From the New York Times: Assessing the Odds of Catastrophe.
But a rapidly evolving set of conceptual and computing tools allow mathematicians, engineers and insurance executives to assess the risk of what are euphemistically known as low-probability, high-consequence events.
The field, known in professional jargon as probabilistic risk assessment, helps companies and government agencies decide whether they are prepared to take the chances involved.
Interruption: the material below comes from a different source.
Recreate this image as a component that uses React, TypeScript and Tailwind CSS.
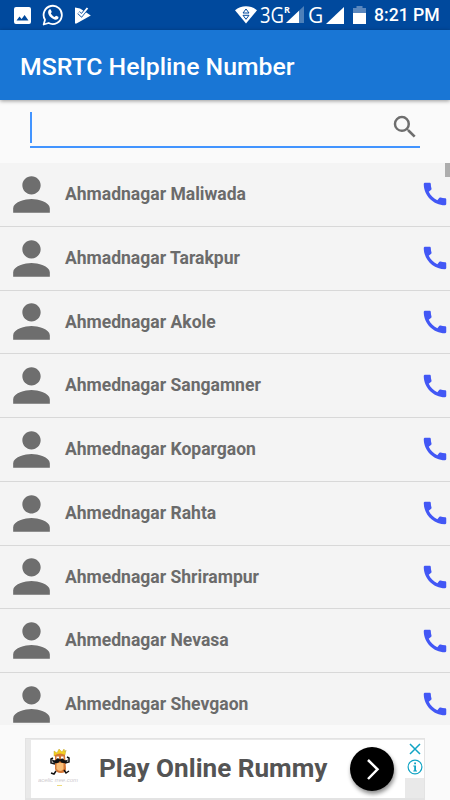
import { MdCall, MdPerson, MdSearch } from "react-icons/md";

const contacts = [
  "Ahmadnagar Maliwada",
  "Ahmadnagar Tarakpur",
  "Ahmednagar Akole",
  "Ahmednagar Sangamner",
  "Ahmednagar Kopargaon",
  "Ahmednagar Rahta",
  "Ahmednagar Shrirampur",
  "Ahmednagar Nevasa",
  "Ahmednagar Shevgaon",
];

function PictureIcon() {
  return (
    <svg className="h-[17px] w-[17px]" viewBox="0 0 17 17">
      <path
        fill="#fff"
        fillRule="evenodd"
        d="M2 0h13a2 2 0 0 1 2 2v13a2 2 0 0 1-2 2H2a2 2 0 0 1-2-2V2a2 2 0 0 1 2-2zM2.5 13.5h12L10.6 8 7.6 12 5.5 9.5z"
      />
    </svg>
  );
}

function WhatsAppIcon() {
  return (
    <svg className="h-[22px] w-[22px]" viewBox="0 0 22 22">
      <path
        fill="none"
        stroke="#fff"
        strokeWidth="1.8"
        strokeLinejoin="round"
        d="M1.7 20.5l1.3-4.8A9.1 9.1 0 1 1 6.6 19z"
      />
      <path
        fill="#fff"
        d="M7.3 5.6c.4-.4 1.2-.4 1.5.1l.9 2.1c.1.5-.8 1.3-.8 1.6.8 1.6 2.1 2.8 3.8 3.5.4 0 1-1.3 1.5-1.2l2.1 1c.4.4.2 1.7-.5 2.3-2 1.6-5.2.2-7.3-1.9C6.3 11 5.2 7.6 7.3 5.6z"
      />
    </svg>
  );
}

function PlayCheckIcon() {
  return (
    <svg className="h-[17px] w-4" viewBox="0 0 16 17">
      <path fill="#fff" d="M0 .5L5 1.500 9 4 15.800 8.500 1.500 16.600H0z" />
      <path fill="none" stroke="#00499d" strokeWidth="3.2" d="M3.500 5.500l3 2.800L12.500 1" />
      <path fill="none" stroke="#fff" strokeWidth="1.9" d="M3.500 5.500l3 2.800L12.500 1" />
    </svg>
  );
}

function WifiIcon() {
  return (
    <svg className="h-[18px] w-[22px]" viewBox="0 0 22 18">
      <path fill="#fff" d="M0 4.300C6-1.200 16-1.200 22 4.300L11 17.500z" />
      <path
        fill="none"
        stroke="#00499d"
        strokeWidth="1"
        d="M8 7l3-4 3 4zM8 9.300h6l-3 4z"
      />
    </svg>
  );
}

function StatusBar() {
  return (
    <div className="flex h-[30px] shrink-0 items-center bg-[#00499d] text-white">
      <div className="flex flex-1 items-center pl-[14px]">
        <PictureIcon />
        <div className="ml-[11px]">
          <WhatsAppIcon />
        </div>
        <div className="ml-[11px]">
          <PlayCheckIcon />
        </div>
      </div>
      <div className="flex items-center pr-[11px]">
        <WifiIcon />
        <div className="ml-[3px] flex h-5 w-[44px] items-start font-['Open_Sans',sans-serif]">
          <span className="w-[24px] origin-left scale-x-[0.880] text-[21px] leading-[21px]">3G</span>
          <span className="w-[6px] text-[9px] leading-[9px] font-bold">R</span>
          <svg className="-ml-[4px] mt-[1px] h-[17px] w-[18px] shrink-0" viewBox="0 0 18 17">
            <path fill="#4d80b9" d="M0 17L18 0v17z" />
            <path fill="#fff" d="M0 17L13 4.700V17z" />
          </svg>
        </div>
        <span className="ml-[4px] w-[15px] font-['Open_Sans',sans-serif] text-[21px] leading-5">G</span>
        <svg className="ml-[3px] h-[17px] w-[18px]" viewBox="0 0 18 17">
          <path fill="#fff" d="M0 17L18 0v17z" />
        </svg>
        <svg className="ml-[9px] h-[18px] w-[13px]" viewBox="0 0 13 18">
          <path fill="#5a87be" d="M0 2h3.500V0h6v2H13v6H0z" />
          <path fill="#fff" d="M0 7h13v11H0z" />
        </svg>
        <span className="ml-2 w-[65px] text-[17.600px] leading-5 font-medium whitespace-nowrap">
          8:21 PM
        </span>
      </div>
    </div>
  );
}

function ContactRow({ name }: { name: string }) {
  return (
    <div className="flex h-[63.750px] shrink-0 items-center border-b border-[#d8d8d8] bg-[#f4f4f4] pl-[4px] last:border-b-0">
      <MdPerson className="h-[55px] w-[55px] shrink-0 text-[#6e6e6e]" />
      <span className="ml-[6px] flex-1 text-[17.550px] font-bold whitespace-nowrap text-[#6b6b6b]">
        {name}
      </span>
      <MdCall className="h-[30px] w-[30px] shrink-0 text-[#4257f5]" />
    </div>
  );
}

function AdLogo() {
  return (
    <svg className="h-[40px] w-[42px]" viewBox="0 0 42 40">
      <path fill="#f3cf22" stroke="#b89a18" strokeWidth=".4" d="M16 2l3 2 2-4 3 3 2-3 1 3 1-2-1 5-11 1z" />
      <path fill="#d47735" d="M17 6q5-3 10 0l1 14q0 4-5 4t-6-4z" />
      <path fill="#f8bd77" d="M18.500 14h7v6q-3 4-7 0z" />
      <path fill="#fff" d="M18.500 7.500h2.500v2.500h-2.500zM23 7.500h2.500v2.500H23z" />
      <path
        fill="#111"
        d="M22 10.500q3-2 4 .5 3 1 4-1-1 5-5 4-2 0-3-2-2 3-5 2-3 0-3-4 1 2 4 1 1-3 4-.500z"
      />
      <path
        fill="none"
        stroke="#111"
        strokeWidth="1.500"
        d="M17 15l-4-1 0-4 2-1M27 14l4-1 0-4-2-1M18 22l-2 3-3-1M26 21l2 3 3-2"
      />
      <text
        x="0"
        y="33"
        fill="#cfcccf"
        fontFamily="Liberation Sans, sans-serif"
        fontSize="6"
        fontStyle="italic"
        textLength="40"
      >
        acelic rree.com
      </text>
      <path stroke="#eedb7e" d="M19 36.500h5" />
    </svg>
  );
}

function AdBanner() {
  return (
    <div className="ml-[25px] flex h-[62px] w-[400px] shrink-0 border border-b-2 border-[#e3e3e3] bg-[#e9e9e9] pt-px pl-[5px]">
      <div className="flex flex-1 items-center bg-white">
        <div className="ml-[7px]">
          <AdLogo />
        </div>
        <span className="-mt-[3px] ml-[19px] w-[251px] text-[26.100px] leading-8 font-bold whitespace-nowrap text-[#545454]">
          Play Online Rummy
        </span>
        <div className="h-11 w-11 shrink-0 rounded-full bg-black shadow-[1px_3px_4px_rgba(0,0,0,0.450)]">
          <svg className="h-11 w-11" viewBox="0 0 44 44">
            <path fill="none" stroke="#fff" strokeWidth="2.500" d="M18 13l9.500 9.300L18 32" />
          </svg>
        </div>
      </div>
      <div className="flex h-[38px] w-[19px] shrink-0 flex-col items-center gap-[4px] bg-white pt-[3px]">
        <svg className="h-3 w-3 shrink-0" viewBox="0 0 12 12">
          <path stroke="#11a4c4" strokeWidth="1.500" d="M1 1l10 10M11 1L1 11" />
        </svg>
        <svg className="h-4 w-4 shrink-0" viewBox="0 0 16 16">
          <circle cx="8" cy="8" r="6.900" fill="none" stroke="#11a4c4" strokeWidth="1.200" />
          <path fill="#11a4c4" d="M7.200 3.500H9v1.700H7.200zM6.300 6.500H9v5h1v1H6.300v-1h.9v-4h-.9z" />
        </svg>
      </div>
    </div>
  );
}

export default function App() {
  return (
    <div className="flex h-[800px] w-[450px] flex-col overflow-hidden bg-[#fafafa] font-[Roboto,sans-serif]">
      <StatusBar />
      <header className="flex h-[70px] shrink-0 items-center bg-[#1976d5] pt-[3px] pl-5 shadow-[0_1px_4px_rgba(0,0,0,0.400)]">
        <h1 className="text-[24.800px] font-medium whitespace-nowrap text-white">
          MSRTC Helpline Number
        </h1>
      </header>

      <div className="mx-[30px] mt-[12px] mb-[15px] flex h-9 shrink-0 items-start border-b-2 border-[#4294ff]">
        <div className="h-[31px] w-[2px] bg-[#4294ff]" />
        <MdSearch className="ml-auto h-[30px] w-[30px] text-[#6e6e6e]" />
      </div>

      <div className="relative flex h-[562px] shrink-0 flex-col overflow-hidden">
        {contacts.map((name) => (
          <ContactRow key={name} name={name} />
        ))}
        {/* scroll thumb */}
        <div className="absolute top-0 right-0 h-[14px] w-[5px] bg-[#adadad]" />
      </div>

      <div className="h-[13px] shrink-0" />
      <AdBanner />
    </div>
  );
}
I’ve been reading Tomorrow Now, the new non-fiction book by Bruce Sterling. It’s seven chapters organized around the seven ages of man from Shakespeare’s “all the world’s a stage” speech. In it Sterling tries to suggests possibilities for the future. Two recent articles reinforced some of the points he made. Robert Kuttner sounded off today in The American Prospect about the unseemly media frenzy surrounding the crash of the Columbia space shuttle over the weekend.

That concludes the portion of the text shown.